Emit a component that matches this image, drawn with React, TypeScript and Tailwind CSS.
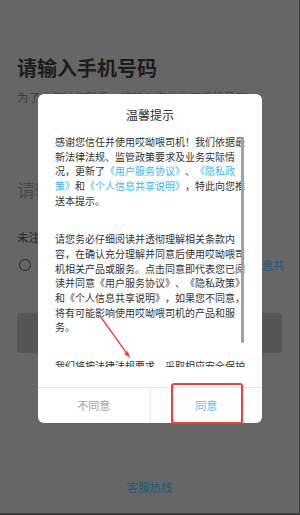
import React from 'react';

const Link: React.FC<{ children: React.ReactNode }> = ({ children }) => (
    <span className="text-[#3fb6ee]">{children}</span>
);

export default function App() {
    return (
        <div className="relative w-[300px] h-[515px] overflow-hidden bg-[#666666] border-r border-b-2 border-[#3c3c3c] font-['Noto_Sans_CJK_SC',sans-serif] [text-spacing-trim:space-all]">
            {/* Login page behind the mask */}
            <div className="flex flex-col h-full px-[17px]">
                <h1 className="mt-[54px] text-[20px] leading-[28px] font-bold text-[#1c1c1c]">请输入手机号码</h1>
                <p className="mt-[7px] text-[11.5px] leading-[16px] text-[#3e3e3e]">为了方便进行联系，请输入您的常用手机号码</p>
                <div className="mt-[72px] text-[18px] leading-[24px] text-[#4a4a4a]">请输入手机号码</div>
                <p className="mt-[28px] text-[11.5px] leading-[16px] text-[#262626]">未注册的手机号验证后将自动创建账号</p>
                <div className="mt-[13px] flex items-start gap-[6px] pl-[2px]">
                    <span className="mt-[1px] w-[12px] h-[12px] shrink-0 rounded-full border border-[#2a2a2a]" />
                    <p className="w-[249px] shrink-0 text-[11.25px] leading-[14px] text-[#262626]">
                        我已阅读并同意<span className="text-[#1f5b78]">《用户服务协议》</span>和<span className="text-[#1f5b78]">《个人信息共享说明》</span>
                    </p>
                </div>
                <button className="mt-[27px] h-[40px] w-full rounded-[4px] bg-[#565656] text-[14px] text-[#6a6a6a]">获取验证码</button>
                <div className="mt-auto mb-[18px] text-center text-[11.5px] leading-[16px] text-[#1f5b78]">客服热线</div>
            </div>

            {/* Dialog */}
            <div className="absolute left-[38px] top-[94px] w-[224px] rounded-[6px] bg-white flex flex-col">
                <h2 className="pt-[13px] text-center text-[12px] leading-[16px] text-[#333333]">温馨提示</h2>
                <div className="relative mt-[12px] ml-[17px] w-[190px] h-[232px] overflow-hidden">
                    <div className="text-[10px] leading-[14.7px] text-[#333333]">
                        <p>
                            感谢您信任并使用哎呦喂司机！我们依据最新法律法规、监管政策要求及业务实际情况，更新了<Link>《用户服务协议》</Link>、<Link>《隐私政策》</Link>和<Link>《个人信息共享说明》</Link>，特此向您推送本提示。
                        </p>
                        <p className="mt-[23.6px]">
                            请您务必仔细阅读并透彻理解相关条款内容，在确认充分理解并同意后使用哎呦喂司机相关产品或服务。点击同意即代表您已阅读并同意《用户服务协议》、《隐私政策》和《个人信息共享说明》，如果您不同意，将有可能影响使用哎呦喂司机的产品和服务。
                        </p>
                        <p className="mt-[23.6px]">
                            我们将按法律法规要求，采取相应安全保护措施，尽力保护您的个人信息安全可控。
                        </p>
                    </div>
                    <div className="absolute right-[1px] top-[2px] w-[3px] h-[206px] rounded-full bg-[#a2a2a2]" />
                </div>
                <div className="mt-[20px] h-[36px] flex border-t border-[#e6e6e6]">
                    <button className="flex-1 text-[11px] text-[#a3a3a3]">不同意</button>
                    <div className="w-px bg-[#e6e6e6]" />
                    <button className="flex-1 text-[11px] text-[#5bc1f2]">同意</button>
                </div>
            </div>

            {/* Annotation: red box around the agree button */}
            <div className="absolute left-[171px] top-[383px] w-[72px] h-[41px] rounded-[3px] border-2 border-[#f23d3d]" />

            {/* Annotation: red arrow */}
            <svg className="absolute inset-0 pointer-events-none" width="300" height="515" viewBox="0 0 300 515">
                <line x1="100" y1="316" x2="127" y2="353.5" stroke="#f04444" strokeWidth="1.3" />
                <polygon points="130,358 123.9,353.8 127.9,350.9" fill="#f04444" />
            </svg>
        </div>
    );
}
•••••
--- Work to do ---
Using the material above, set down every line exactly, but skip the pictures.

--- Answer for the task ---
Emit a component that matches this image, drawn with React, TypeScript and Tailwind CSS.
import React from 'react';

const Link: React.FC<{ children: React.ReactNode }> = ({ children }) => (
    <span className="text-[#3fb6ee]">{children}</span>
);

export default function App() {
    return (
        <div className="relative w-[300px] h-[515px] overflow-hidden bg-[#666666] border-r border-b-2 border-[#3c3c3c] font-['Noto_Sans_CJK_SC',sans-serif] [text-spacing-trim:space-all]">
            {/* Login page behind the mask */}
            <div className="flex flex-col h-full px-[17px]">
                <h1 className="mt-[54px] text-[20px] leading-[28px] font-bold text-[#1c1c1c]">请输入手机号码</h1>
                <p className="mt-[7px] text-[11.5px] leading-[16px] text-[#3e3e3e]">为了方便进行联系，请输入您的常用手机号码</p>
                <div className="mt-[72px] text-[18px] leading-[24px] text-[#4a4a4a]">请输入手机号码</div>
                <p className="mt-[28px] text-[11.5px] leading-[16px] text-[#262626]">未注册的手机号验证后将自动创建账号</p>
                <div className="mt-[13px] flex items-start gap-[6px] pl-[2px]">
                    <span className="mt-[1px] w-[12px] h-[12px] shrink-0 rounded-full border border-[#2a2a2a]" />
                    <p className="w-[249px] shrink-0 text-[11.25px] leading-[14px] text-[#262626]">
                        我已阅读并同意<span className="text-[#1f5b78]">《用户服务协议》</span>和<span className="text-[#1f5b78]">《个人信息共享说明》</span>
                    </p>
                </div>
                <button className="mt-[27px] h-[40px] w-full rounded-[4px] bg-[#565656] text-[14px] text-[#6a6a6a]">获取验证码</button>
                <div className="mt-auto mb-[18px] text-center text-[11.5px] leading-[16px] text-[#1f5b78]">客服热线</div>
            </div>

            {/* Dialog */}
            <div className="absolute left-[38px] top-[94px] w-[224px] rounded-[6px] bg-white flex flex-col">
                <h2 className="pt-[13px] text-center text-[12px] leading-[16px] text-[#333333]">温馨提示</h2>
                <div className="relative mt-[12px] ml-[17px] w-[190px] h-[232px] overflow-hidden">
                    <div className="text-[10px] leading-[14.7px] text-[#333333]">
                        <p>
                            感谢您信任并使用哎呦喂司机！我们依据最新法律法规、监管政策要求及业务实际情况，更新了<Link>《用户服务协议》</Link>、<Link>《隐私政策》</Link>和<Link>《个人信息共享说明》</Link>，特此向您推送本提示。
                        </p>
                        <p className="mt-[23.6px]">
                            请您务必仔细阅读并透彻理解相关条款内容，在确认充分理解并同意后使用哎呦喂司机相关产品或服务。点击同意即代表您已阅读并同意《用户服务协议》、《隐私政策》和《个人信息共享说明》，如果您不同意，将有可能影响使用哎呦喂司机的产品和服务。
                        </p>
                        <p className="mt-[23.6px]">
                            我们将按法律法规要求，采取相应安全保护措施，尽力保护您的个人信息安全可控。
                        </p>
                    </div>
                    <div className="absolute right-[1px] top-[2px] w-[3px] h-[206px] rounded-full bg-[#a2a2a2]" />
                </div>
                <div className="mt-[20px] h-[36px] flex border-t border-[#e6e6e6]">
                    <button className="flex-1 text-[11px] text-[#a3a3a3]">不同意</button>
                    <div className="w-px bg-[#e6e6e6]" />
                    <button className="flex-1 text-[11px] text-[#5bc1f2]">同意</button>
                </div>
            </div>

            {/* Annotation: red box around the agree button */}
            <div className="absolute left-[171px] top-[383px] w-[72px] h-[41px] rounded-[3px] border-2 border-[#f23d3d]" />

            {/* Annotation: red arrow */}
            <svg className="absolute inset-0 pointer-events-none" width="300" height="515" viewBox="0 0 300 515">
                <line x1="100" y1="316" x2="127" y2="353.5" stroke="#f04444" strokeWidth="1.3" />
                <polygon points="130,358 123.9,353.8 127.9,350.9" fill="#f04444" />
            </svg>
        </div>
    );
}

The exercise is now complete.